= Tudur Hallam =

Welsh academic and poet

Tudur Hallam (born c. 1975) is a Welsh poet and academic from Ammanford, Carmarthenshire. He has won the Chair at the National Eisteddfod of Wales twice, in 2010 and 2025.

==Early life==
Hallam was born in Morriston, Swansea, but grew up in Penybanc near Ammanford, Carmarthenshire. He went to school at Ysgol Gyfun Maes-yr-Yrfa in Cefneithin. He is the brother of writer Gwion Hallam. He went on to study at Aberystwyth University.

==Poetry==
Hallam had been writing poetry since the sixth form. While at university he won the Chair at the Inter-collegiate Eisteddfod twice, for his cynghanedd poetry. He went on to win the Prose Medal at the Urdd National Eisteddfod in 1995, followed by the Urdd Chair in 1999.

After two unsuccessful attempts, in August 2010 Hallam won the Chair at the National Eisteddfod of Wales in Ebbw Vale. The subject of his cynghanedd poetry was Ennill Tir ('Gaining Ground').

At the 2025 National Eisteddfod in Wrexham, Hallam won the Chair for a second time. On the subject of Dinas ('City') he wrote about coaching a girls football team and, following their victory against a city team, he describes going to Glangwili Hospital to receive a cancer diagnosis. One of the judges described the work as "raw" and "unlike any other awdl or poem I’ve seen win the Chair or the Crown at the National Eisteddfod".

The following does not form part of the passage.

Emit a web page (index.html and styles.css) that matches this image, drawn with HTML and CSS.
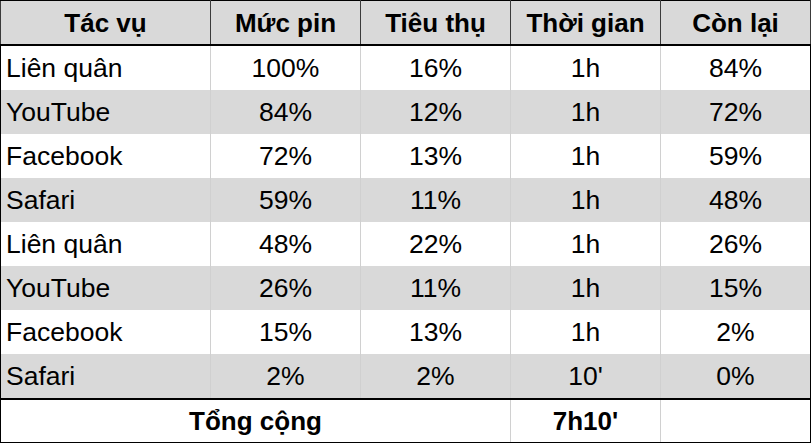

Hallam published a volume of poetry, Parcio, in 2019. Following his 2025 victory, in February 2026 he published a second volume, Y Golau y Gadair ('The Lights of the Chair').

==University career==
In 1999 Hallam took on an academic post at Swansea University's Welsh Department. He became Head of the Department of Welsh and a professor engaged in teaching and research. He retired on health grounds in 2025. In December 2025 the university awarded him with an Honorary Doctor of Letters.

==Personal life==
Hallam is married and has three children, Garan, Bedo and Edwy. He lives in Foelgastell, Carmarthenshire.